O Brasil ainda figura entre os países mais desiguais do mundo. Na minha época de graduação, era comum a nossa "concorrência" com os países mais miseráveis do continente africano. Quem não se lembra disso? Tivemos alguns problemas nos governos da coalizão petista, mas um dos grandes legados que ficarão para a sua história foram exatamente as políticas redistributivas de renda, responsáveis por tirar milhões de brasileiros da extrema pobreza. Organismos internacionais idôneos e isentos chegaram a reconhecer esse mérito. Conforme discutimos num dos nossos últimos editoriais, além da questão humanitária, em longo prazo, se mantidas, essas políticas redistributivas de renda e de democratização ao acesso ao ensino superior, no final, daria uma grande contribuição à consolidação de nossa democracia. 

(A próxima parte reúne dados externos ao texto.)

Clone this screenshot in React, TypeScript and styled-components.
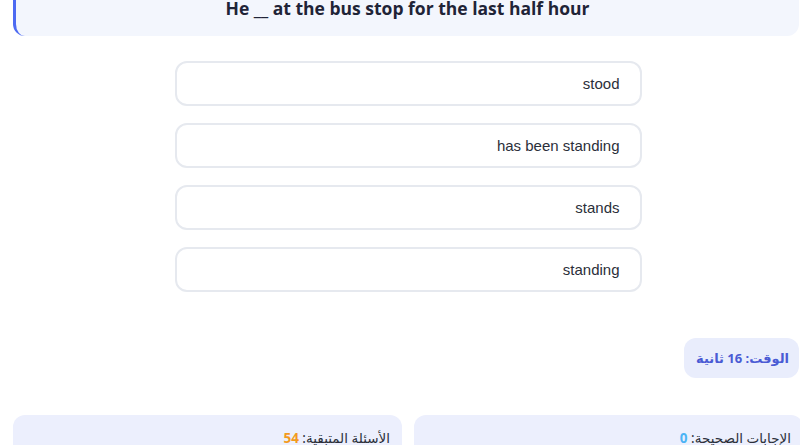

Há muita controvérsias entre os estudiosos sobre essa relação entre economia e democracia. Para alguns autores, o desenvolvimento econômico - naturalmente que aliado a outros fatores - é um dos determinantes na construção e consolidação dos regimes democráticos. Outros autores, no entanto, minimizam essa importância. Países ricos, possuidores de grandes reservas de recursos naturais, por exemplo, não caminharam, necessariamente, para a democracia. Muito ao contrário. Sobre os padrões de educação de um país e as possibilidades de construção de regimes democráticos, por sua vez, há uma unanimidade entre eles. 

P.S.: do Realpolitik. Não sei se vocês repararam mas, no dia de hoje, os principais jornais da Rede Globo parecem ter dado uma trégua aos problemas de corrupção no governo interino do senhor Michel Temer. Até uma matéria sobre os problemas de erosão na barreira de Cabo Branco, em João Pessoa, entrou na pauta em horário nobre, numa típica manobra conhecida como enchimento de linguiça. A foto acima é da Ilha de Deus, uma localidade aqui do bairro da Imbiribeira, no Recife. O rebento que, por aqui, aos 05 anos, não sabe nadar, pescar e se virar com o cotidiano das condições precárias de vida, não sobrevive. Ouvi isso de um líder comunitário, numa palestra na Fundação Joaquim Nabuco.